コケイラン(小蘭) 藪下に灯る暗黄色の小さな竿燈

タニギキョウ(谷桔梗) 深い葉陰に一縷の救い花二輪

 弘前勤労者山岳会が主催する「市民登山の集い」が七月の上旬に開かれた。昨年は弘前市民にあまり馴染みのない岩木山赤倉登山道ですることになった。その日の朝はあいにくの霧雨。天気はよくなることはあっても、これ以上悪くなることはないと踏む。事実そうなった。

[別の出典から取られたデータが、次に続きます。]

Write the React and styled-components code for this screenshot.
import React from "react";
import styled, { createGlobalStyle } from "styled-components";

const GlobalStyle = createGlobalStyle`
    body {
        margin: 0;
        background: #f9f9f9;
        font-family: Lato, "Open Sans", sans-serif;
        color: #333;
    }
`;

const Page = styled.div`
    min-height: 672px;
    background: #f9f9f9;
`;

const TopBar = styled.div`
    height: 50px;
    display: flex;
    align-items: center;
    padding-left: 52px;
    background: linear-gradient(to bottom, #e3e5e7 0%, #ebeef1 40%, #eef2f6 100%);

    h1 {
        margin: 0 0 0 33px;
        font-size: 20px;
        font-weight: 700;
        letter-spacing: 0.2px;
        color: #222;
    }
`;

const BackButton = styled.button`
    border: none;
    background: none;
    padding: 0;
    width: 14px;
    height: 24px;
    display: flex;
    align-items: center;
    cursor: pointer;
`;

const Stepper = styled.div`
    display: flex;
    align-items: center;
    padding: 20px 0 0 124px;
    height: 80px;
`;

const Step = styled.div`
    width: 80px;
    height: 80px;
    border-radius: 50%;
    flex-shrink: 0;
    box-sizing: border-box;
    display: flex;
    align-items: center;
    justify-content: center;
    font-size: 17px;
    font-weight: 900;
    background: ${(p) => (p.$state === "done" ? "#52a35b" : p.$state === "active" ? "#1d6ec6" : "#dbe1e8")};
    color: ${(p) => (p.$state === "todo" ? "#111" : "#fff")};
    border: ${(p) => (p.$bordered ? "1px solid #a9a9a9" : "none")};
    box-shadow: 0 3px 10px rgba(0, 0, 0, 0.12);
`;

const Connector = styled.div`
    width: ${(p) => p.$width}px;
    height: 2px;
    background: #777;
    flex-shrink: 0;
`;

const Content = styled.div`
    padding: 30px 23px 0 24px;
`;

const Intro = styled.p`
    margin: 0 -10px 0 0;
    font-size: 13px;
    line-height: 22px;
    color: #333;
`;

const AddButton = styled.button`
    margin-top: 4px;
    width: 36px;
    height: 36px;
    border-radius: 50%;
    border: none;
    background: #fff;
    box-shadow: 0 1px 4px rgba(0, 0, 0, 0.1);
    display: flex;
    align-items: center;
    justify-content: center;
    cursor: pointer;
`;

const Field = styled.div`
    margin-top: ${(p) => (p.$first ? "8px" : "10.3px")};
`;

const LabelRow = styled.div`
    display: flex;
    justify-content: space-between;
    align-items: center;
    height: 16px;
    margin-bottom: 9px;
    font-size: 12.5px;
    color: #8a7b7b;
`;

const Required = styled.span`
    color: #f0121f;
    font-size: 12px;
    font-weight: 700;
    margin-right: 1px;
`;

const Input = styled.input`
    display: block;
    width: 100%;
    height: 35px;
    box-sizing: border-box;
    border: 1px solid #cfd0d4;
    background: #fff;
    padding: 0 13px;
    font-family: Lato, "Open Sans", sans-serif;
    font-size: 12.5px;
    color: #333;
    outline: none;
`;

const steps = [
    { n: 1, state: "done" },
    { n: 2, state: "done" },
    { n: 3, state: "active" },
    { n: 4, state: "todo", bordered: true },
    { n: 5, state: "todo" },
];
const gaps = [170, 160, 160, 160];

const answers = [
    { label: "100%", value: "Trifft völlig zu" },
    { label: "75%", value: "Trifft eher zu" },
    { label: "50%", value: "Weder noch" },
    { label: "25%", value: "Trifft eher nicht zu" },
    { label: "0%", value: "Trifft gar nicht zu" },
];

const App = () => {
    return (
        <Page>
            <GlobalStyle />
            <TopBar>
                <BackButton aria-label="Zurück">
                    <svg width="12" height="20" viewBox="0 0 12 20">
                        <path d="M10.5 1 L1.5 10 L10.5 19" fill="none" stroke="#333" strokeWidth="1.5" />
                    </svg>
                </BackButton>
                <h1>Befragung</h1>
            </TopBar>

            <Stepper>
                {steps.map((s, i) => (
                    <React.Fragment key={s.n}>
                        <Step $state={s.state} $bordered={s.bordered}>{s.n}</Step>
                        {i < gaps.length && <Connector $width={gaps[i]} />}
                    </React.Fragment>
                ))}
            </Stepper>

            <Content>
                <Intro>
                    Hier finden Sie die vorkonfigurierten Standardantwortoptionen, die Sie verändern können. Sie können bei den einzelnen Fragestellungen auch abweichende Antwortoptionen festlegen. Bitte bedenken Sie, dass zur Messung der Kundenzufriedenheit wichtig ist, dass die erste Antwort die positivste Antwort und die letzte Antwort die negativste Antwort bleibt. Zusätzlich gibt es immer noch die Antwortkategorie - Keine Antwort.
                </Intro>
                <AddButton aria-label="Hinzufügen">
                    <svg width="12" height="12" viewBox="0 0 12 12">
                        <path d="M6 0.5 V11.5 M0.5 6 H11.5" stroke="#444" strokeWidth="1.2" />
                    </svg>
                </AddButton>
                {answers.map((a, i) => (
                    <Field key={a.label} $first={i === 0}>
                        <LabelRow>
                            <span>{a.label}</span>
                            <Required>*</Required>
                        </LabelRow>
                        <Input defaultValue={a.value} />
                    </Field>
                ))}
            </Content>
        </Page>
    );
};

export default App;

 ブナが目立ってくると周りを数軒の祀屋に囲まれた湧き水に出る。水を詰めて、石仏一番のある赤倉尾根を登り始める。岩木山ではこのコースでしか味わえない信仰の山、石仏の道の始まりだ。この山旅は石仏と花を辿るものとなった。霧雨は次第にあがってきたが濃霧によって視界がよくない。すでに標高は六百メートルを越えていた。足許にはイワナシが固い茶色の実をつけ、時を過ぎたヤマツツジの花びらが散らばっている。イワナシの淡い桃紫色の優雅な花がどうして地味な茶色の実に変身するのだろう。兼好は「散りしをれたる・・こそ見所多けれ。」と言うが、淡い緑中に橙がかった色合で咲いているヤマツツジの漲る生気を知るがゆえに哀れさが漂う。

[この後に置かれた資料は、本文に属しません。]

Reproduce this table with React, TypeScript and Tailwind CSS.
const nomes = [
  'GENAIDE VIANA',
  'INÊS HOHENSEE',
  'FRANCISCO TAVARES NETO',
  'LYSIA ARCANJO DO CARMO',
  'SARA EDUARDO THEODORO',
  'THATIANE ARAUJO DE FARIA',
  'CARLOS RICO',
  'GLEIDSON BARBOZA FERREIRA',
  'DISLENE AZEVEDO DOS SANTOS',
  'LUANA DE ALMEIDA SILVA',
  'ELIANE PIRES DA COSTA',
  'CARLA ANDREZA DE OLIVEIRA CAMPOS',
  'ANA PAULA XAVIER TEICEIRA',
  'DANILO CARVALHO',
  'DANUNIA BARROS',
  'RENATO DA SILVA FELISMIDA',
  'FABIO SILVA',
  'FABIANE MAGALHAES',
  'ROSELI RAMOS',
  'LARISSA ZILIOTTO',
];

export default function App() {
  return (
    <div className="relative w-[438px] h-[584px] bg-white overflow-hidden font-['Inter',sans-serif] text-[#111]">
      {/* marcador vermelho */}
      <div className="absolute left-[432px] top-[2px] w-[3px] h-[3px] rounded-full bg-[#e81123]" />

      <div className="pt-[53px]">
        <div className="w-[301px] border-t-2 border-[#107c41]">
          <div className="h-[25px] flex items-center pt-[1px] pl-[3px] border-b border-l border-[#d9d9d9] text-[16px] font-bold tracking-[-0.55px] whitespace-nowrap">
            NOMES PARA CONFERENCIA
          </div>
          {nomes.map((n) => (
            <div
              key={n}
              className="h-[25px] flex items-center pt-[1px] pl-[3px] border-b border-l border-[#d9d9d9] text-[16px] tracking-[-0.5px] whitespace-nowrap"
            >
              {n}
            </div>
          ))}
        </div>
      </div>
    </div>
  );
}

 そんな想いを含みながら細い稜線の道から尾根伝いにブナ林の中に入って行くと石仏の六、七、八番が出てきた。道の左右に眼がいく。必ず会えると信じていた花。期待に胸が弾む。探している花はコケイランだ。道の傍らに暗黄色の櫓が見える。思わず大声が飛んだ。「コケイランです。」藪下で小さな花をたくさんつけているそれは、さながら灯る暗黄色の小さな竿燈だった。

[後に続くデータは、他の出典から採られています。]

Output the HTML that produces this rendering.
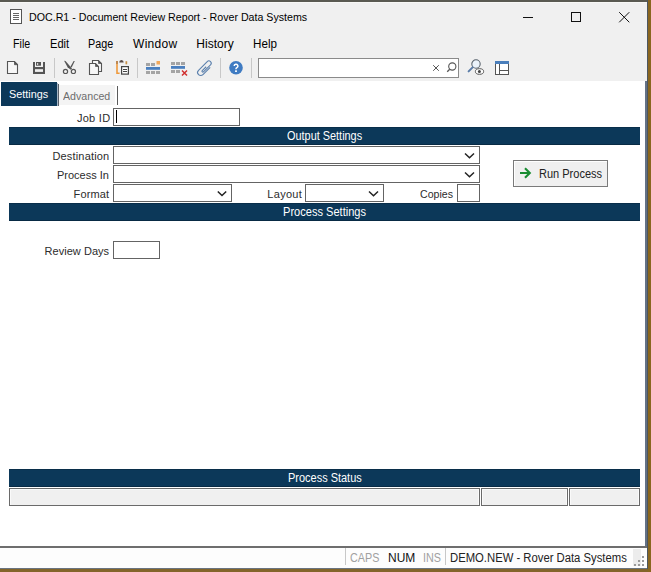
<!DOCTYPE html>
<html><head><meta charset="utf-8">
<style>
*{box-sizing:border-box;margin:0;padding:0}
html,body{width:651px;height:572px;overflow:hidden;background:#f0f0f0;font-family:"Liberation Sans",sans-serif;color:#000;position:relative}
div,svg{position:absolute}
.tx{white-space:nowrap}
.nv{background:#0c3859;height:18px;left:9px;width:631px;border-top:1px solid #092e4a;border-bottom:1px solid #082a44}
.inp{background:#fff;border:1px solid #646464;height:18px}
.sb{background:#f0f0f0;border:1px solid #6a6a6a;height:18px;top:488px;box-shadow:inset 1px 1px 0 #fafafa,inset -1px 0 0 #fafafa}
.sep{width:1px;background:#c8c8c8;top:58px;height:20px}
</style></head><body>
<!-- desktop edges -->
<div style="left:0;top:0;width:651px;height:2px;background:#5a5a52"></div>
<div style="left:0;top:2px;width:647px;height:1px;background:#f8f8f6"></div>
<div style="left:647px;top:0;width:1px;height:572px;background:#4c5660"></div>
<div style="left:648px;top:0;width:3px;height:572px;background:#8a661f"></div>
<div style="left:0;top:569px;width:648px;height:3px;background:#83642a"></div>
<!-- title icon -->
<svg style="left:0;top:0" width="40" height="30">
  <rect x="10.5" y="9.5" width="11" height="14" fill="#fff" stroke="#555" stroke-width="1"/>
  <path d="M13 13.5h6M13 15.5h6M13 17.5h6M13 19.5h6" stroke="#666" stroke-width="1"/>
</svg>
<!-- window controls -->
<div style="left:523px;top:17px;width:10px;height:1px;background:#111"></div>
<div style="left:571px;top:12px;width:10px;height:10px;border:1px solid #111"></div>
<svg style="left:615px;top:8px" width="18" height="18">
  <path d="M4.2 4.2L14.3 14.3M14.3 4.2L4.2 14.3" stroke="#111" stroke-width="1"/>
</svg>

<!-- toolbar icons -->
<svg style="left:0;top:54px" width="260" height="26">
  <!-- new -->
  <path d="M7.5 61.5h7l3 3v9h-10z" transform="translate(0,-54)" fill="#f7f7f7" stroke="#555" stroke-width="1.1"/>
  <path d="M14.5 7.5v3.2h3.2z" fill="#555" stroke="#555" stroke-width="0.8"/>
  <!-- save -->
  <rect x="33" y="8" width="12" height="12" fill="#555"/>
  <rect x="35" y="8" width="8" height="5" fill="#f0f0f0"/>
  <rect x="36" y="8" width="5" height="3.7" fill="#555"/>
  <rect x="37" y="9.2" width="1.2" height="1.6" fill="#eee"/>
  <rect x="35" y="15.2" width="8" height="2.7" fill="#f0f0f0"/>
  <!-- scissors -->
  <path d="M64.1 6.8L65.5 6.9L72 14.6L70.7 15.8L67.6 13.3Z" fill="#555"/>
  <path d="M74.8 6.9L73.6 6.9L70.4 12.8L71.7 13.5Z" fill="#555"/>
  <circle cx="65.5" cy="17.4" r="2.1" fill="none" stroke="#585858" stroke-width="1.2"/>
  <circle cx="73.4" cy="17.4" r="2.1" fill="none" stroke="#585858" stroke-width="1.2"/>
  <!-- copy -->
  <path d="M92.5 6.5h6l3 3v8h-9z" fill="#f7f7f7" stroke="#555" stroke-width="1.1"/>
  <path d="M98.5 6.5v3h3z" fill="#555" stroke="#555" stroke-width="0.7"/>
  <path d="M89.5 9.5h6l3 3v8h-9z" fill="#f7f7f7" stroke="#555" stroke-width="1.1"/>
  <path d="M95.5 9.5v3h3z" fill="#555" stroke="#555" stroke-width="0.7"/>
  <!-- paste -->
  <path d="M117 7v12.2h2.6" fill="none" stroke="#ef9a3c" stroke-width="1.6"/>
  <path d="M117 7v3" fill="none" stroke="#b08050" stroke-width="1.6"/>
  <path d="M119.2 8.6q0-2.6 2.25-2.6t2.25 2.6z" fill="#5a4a44"/>
  <rect x="125.5" y="7.2" width="1.7" height="3.1" fill="#c89048"/>
  <rect x="121.6" y="12.6" width="6.8" height="7.5" fill="#fff" stroke="#444" stroke-width="1.2"/>
  <path d="M123 15.5h4M123 17.5h4" stroke="#444" stroke-width="1"/>
  <!-- insert rows -->
  <rect x="146" y="9" width="4" height="3" fill="#a4a4a4"/>
  <rect x="151" y="9" width="4" height="3" fill="#a4a4a4"/>
  <rect x="156.5" y="7" width="3.5" height="3.5" fill="#f2a85a"/>
  <rect x="146" y="13" width="14" height="2.8" fill="#4a7fbf"/>
  <rect x="146" y="17" width="4" height="3" fill="#a4a4a4"/>
  <rect x="151" y="17" width="4" height="3" fill="#a4a4a4"/>
  <rect x="156" y="17" width="4" height="3" fill="#a4a4a4"/>
  <!-- delete rows -->
  <rect x="171" y="8" width="4" height="3" fill="#a4a4a4"/>
  <rect x="176" y="8" width="4" height="3" fill="#a4a4a4"/>
  <rect x="181" y="8" width="4" height="3" fill="#a4a4a4"/>
  <rect x="171" y="12" width="14" height="2.8" fill="#4a7fbf"/>
  <rect x="171" y="16" width="4" height="3" fill="#a4a4a4"/>
  <rect x="176" y="16" width="4" height="3" fill="#a4a4a4"/>
  <path d="M182 16.5l5 5M187 16.5l-5 5" stroke="#d03030" stroke-width="1.5"/>
  <!-- clip -->
  <g transform="translate(198.4,20.8) rotate(-45)">
    <path d="M13.6 3.1H3.3A3.1 3.1 0 0 1 3.3 -3.1H15.6A2.3 2.3 0 0 1 15.6 1.5H5.6A0.85 0.85 0 0 1 5.6 -0.2H11.2" fill="none" stroke="#5b80ad" stroke-width="1.1"/>
  </g>
  <!-- help -->
  <circle cx="236" cy="13.7" r="6.8" fill="#3f7bc2"/>
  <path d="M234.2 12a1.85 1.85 0 1 1 2.7 1.65c-.6.33-.9.65-.9 1.3v.35" fill="none" stroke="#fff" stroke-width="1.5"/>
  <rect x="235.1" y="16.3" width="1.8" height="1.7" fill="#fff"/>
</svg>
<div class="sep" style="left:54px"></div>
<div class="sep" style="left:137px"></div>
<div class="sep" style="left:220px"></div>
<div class="sep" style="left:251px"></div>
<!-- search box -->
<div style="left:258px;top:58px;width:201px;height:20px;background:#fff;border:1px solid #8a8a8a"></div>
<svg style="left:420px;top:54px" width="100" height="26">
  <path d="M13.2 11.2l5.6 5.6M18.8 11.2l-5.6 5.6" stroke="#555" stroke-width="1"/>
  <circle cx="32.3" cy="12.5" r="3.6" fill="none" stroke="#555" stroke-width="1.1"/>
  <path d="M29.7 15.2l-2.5 2.6" stroke="#555" stroke-width="1.3"/>
  <!-- magnifier eye -->
  <circle cx="56" cy="10" r="4.2" fill="#eaf2fa" stroke="#56606a" stroke-width="1.05"/>
  <path d="M52.6 13.4l-4 4" stroke="#5a7ca8" stroke-width="2" stroke-linecap="round"/>
  <ellipse cx="59.5" cy="17.5" rx="4.1" ry="2.8" fill="#fff" stroke="#555" stroke-width="1"/>
  <circle cx="59.4" cy="17.4" r="1.5" fill="#444"/>
  <!-- layout -->
  <rect x="75.5" y="7.5" width="13" height="13" fill="#fff" stroke="#555" stroke-width="1"/>
  <rect x="75" y="7" width="14" height="3" fill="#4a7ebb"/>
  <path d="M79.5 10v10M79.5 16.5h9" stroke="#555" stroke-width="1"/>
</svg>

<!-- content -->
<div style="left:0;top:81px;width:645px;height:465px;background:#fff"></div>
<div style="left:645px;top:81px;width:2px;height:467px;background:#647286"></div>
<div style="left:0;top:546px;width:647px;height:2px;background:#6e6e6e"></div>
<!-- status bar -->
<div style="left:0;top:548px;width:647px;height:20px;background:#fdfdfd"></div>
<div style="left:0;top:568px;width:647px;height:1px;background:#6a7480"></div>
<div style="left:345px;top:548px;width:1px;height:17px;background:#c8c8c8"></div>
<div style="left:445px;top:548px;width:1px;height:17px;background:#c8c8c8"></div>
<div style="left:633px;top:549px;width:8px;height:17px;background:#ececec"></div>
<div style="left:634px;top:564px;width:2px;height:2px;background:#9a9a9a"></div>
<div style="left:638px;top:564px;width:2px;height:2px;background:#9a9a9a"></div>
<div style="left:642px;top:564px;width:2px;height:2px;background:#9a9a9a"></div>
<div style="left:638px;top:560px;width:2px;height:2px;background:#9a9a9a"></div>
<div style="left:642px;top:560px;width:2px;height:2px;background:#9a9a9a"></div>
<div style="left:642px;top:556px;width:2px;height:2px;background:#9a9a9a"></div>

<!-- tabs -->
<div style="left:1px;top:82px;width:56px;height:24px;background:#0c3859"></div>
<div style="left:57px;top:83px;width:1px;height:23px;background:#a6b6c6"></div>
<div style="left:58px;top:84px;width:1px;height:22px;background:#58606a"></div>
<div style="left:59px;top:85px;width:56px;height:20px;background:#f4f4f4"></div>
<div style="left:116.5px;top:86px;width:1.5px;height:19px;background:#5a5a5a"></div>

<!-- form -->
<div class="inp" style="left:113px;top:108px;width:127px"></div>
<div style="left:116px;top:110px;width:1px;height:13px;background:#000"></div>
<div class="nv" style="top:127px"></div>
<div class="inp" style="left:113px;top:146px;width:367px"></div>
<div class="inp" style="left:113px;top:165px;width:367px"></div>
<div class="inp" style="left:113px;top:184px;width:119px"></div>
<div class="inp" style="left:305px;top:184px;width:79px"></div>
<div class="inp" style="left:457px;top:184px;width:23px"></div>
<svg style="left:0;top:140px" width="480" height="70">
  <path d="M465 13.5l4.5 4.2l4.5-4.2" fill="none" stroke="#222" stroke-width="1.5"/>
  <path d="M465 32.5l4.5 4.2l4.5-4.2" fill="none" stroke="#222" stroke-width="1.5"/>
  <path d="M217.8 51.5l4.2 4l4.2-4" fill="none" stroke="#222" stroke-width="1.5"/>
  <path d="M369 51.5l4.5 4.2l4.5-4.2" fill="none" stroke="#222" stroke-width="1.5"/>
</svg>
<!-- run process button -->
<div style="left:513px;top:160px;width:95px;height:27px;background:#f0f0f0;border:1px solid #7a7a7a;box-shadow:inset 1px 1px 0 #fff"></div>
<svg style="left:515px;top:164px" width="20" height="18">
  <path d="M5 9h9.5M10 4.2L14.8 9L10 13.8" fill="none" stroke="#1a8d32" stroke-width="2.1" stroke-linejoin="miter"/>
</svg>
<div class="nv" style="top:203px"></div>
<div class="inp" style="left:113px;top:241px;width:47px"></div>

<div class="nv" style="top:469px"></div>
<div class="sb" style="left:9px;width:471px"></div>
<div class="sb" style="left:481px;width:87px"></div>
<div class="sb" style="left:569px;width:71px"></div>

<div class="tx" style="left:28.80px;top:12.00px;font-size:11px;line-height:11px;color:#000;transform:scaleX(0.9683);transform-origin:0 0">DOC.R1 - Document Review Report - Rover Data Systems</div>
<div class="tx" style="left:12.50px;top:38.00px;font-size:12px;line-height:12px;color:#000;transform:scaleX(0.8903);transform-origin:0 0">File</div>
<div class="tx" style="left:49.70px;top:38.00px;font-size:12px;line-height:12px;color:#000;transform:scaleX(0.9249);transform-origin:0 0">Edit</div>
<div class="tx" style="left:88.40px;top:38.00px;font-size:12px;line-height:12px;color:#000;transform:scaleX(0.8974);transform-origin:0 0">Page</div>
<div class="tx" style="left:133.10px;top:38.00px;font-size:12px;line-height:12px;letter-spacing:0.256px;color:#000">Window</div>
<div class="tx" style="left:196.30px;top:38.00px;font-size:12px;line-height:12px;letter-spacing:0.030px;color:#000">History</div>
<div class="tx" style="left:253.30px;top:38.00px;font-size:12px;line-height:12px;color:#000;transform:scaleX(0.9709);transform-origin:0 0">Help</div>
<div class="tx" style="left:8.90px;top:89.00px;font-size:11.5px;line-height:11.5px;color:#fff;transform:scaleX(0.9418);transform-origin:0 0">Settings</div>
<div class="tx" style="left:62.90px;top:91.00px;font-size:11.5px;line-height:11.5px;color:#6d6d6d;transform:scaleX(0.9243);transform-origin:0 0">Advanced</div>
<div class="tx" style="left:76.90px;top:113.00px;font-size:11px;line-height:11px;letter-spacing:0.282px;color:#2c2c2c">Job ID</div>
<div class="tx" style="left:287.20px;top:130.00px;font-size:12px;line-height:12px;color:#fff;transform:scaleX(0.9083);transform-origin:0 0">Output Settings</div>
<div class="tx" style="left:52.40px;top:151.00px;font-size:11px;line-height:11px;letter-spacing:0.180px;color:#2c2c2c">Destination</div>
<div class="tx" style="left:57.30px;top:170.00px;font-size:11px;line-height:11px;color:#2c2c2c;transform:scaleX(0.9996);transform-origin:0 0">Process In</div>
<div class="tx" style="left:73.60px;top:189.00px;font-size:11px;line-height:11px;letter-spacing:0.106px;color:#2c2c2c">Format</div>
<div class="tx" style="left:267.30px;top:189.00px;font-size:11px;line-height:11px;letter-spacing:0.300px;color:#2c2c2c">Layout</div>
<div class="tx" style="left:419.90px;top:189.00px;font-size:11px;line-height:11px;color:#2c2c2c;transform:scaleX(0.9617);transform-origin:0 0">Copies</div>
<div class="tx" style="left:538.60px;top:168.00px;font-size:12px;line-height:12px;color:#222;transform:scaleX(0.9178);transform-origin:0 0">Run Process</div>
<div class="tx" style="left:283.00px;top:206.00px;font-size:12px;line-height:12px;color:#fff;transform:scaleX(0.9222);transform-origin:0 0">Process Settings</div>
<div class="tx" style="left:44.60px;top:246.00px;font-size:11px;line-height:11px;letter-spacing:0.027px;color:#2c2c2c">Review Days</div>
<div class="tx" style="left:288.20px;top:472.00px;font-size:12px;line-height:12px;color:#fff;transform:scaleX(0.9139);transform-origin:0 0">Process Status</div>
<div class="tx" style="left:349.70px;top:552.00px;font-size:12px;line-height:12px;color:#a0a0a0;transform:scaleX(0.8977);transform-origin:0 0">CAPS</div>
<div class="tx" style="left:388.30px;top:552.00px;font-size:12px;line-height:12px;color:#111;transform:scaleX(0.9978);transform-origin:0 0">NUM</div>
<div class="tx" style="left:423.00px;top:552.00px;font-size:12px;line-height:12px;color:#a0a0a0;transform:scaleX(0.8982);transform-origin:0 0">INS</div>
<div class="tx" style="left:449.60px;top:552.00px;font-size:12px;line-height:12px;color:#222;transform:scaleX(0.9402);transform-origin:0 0">DEMO.NEW - Rover Data Systems</div>
</body></html>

 そこを南に辿ると石仏の九番だ。この辺りは林相が薄く明るいので、深い葉陰も奥までよく見える。そのさらに奥に見え隠れしている小さく白い花は……タニギキョウ。
 会えてほっとする。この安堵感は何だろう。まさに一縷の救い、癒しの花……二輪である。


注:「小蘭」は別名「ササエビネ(笹海老根)」とも言う。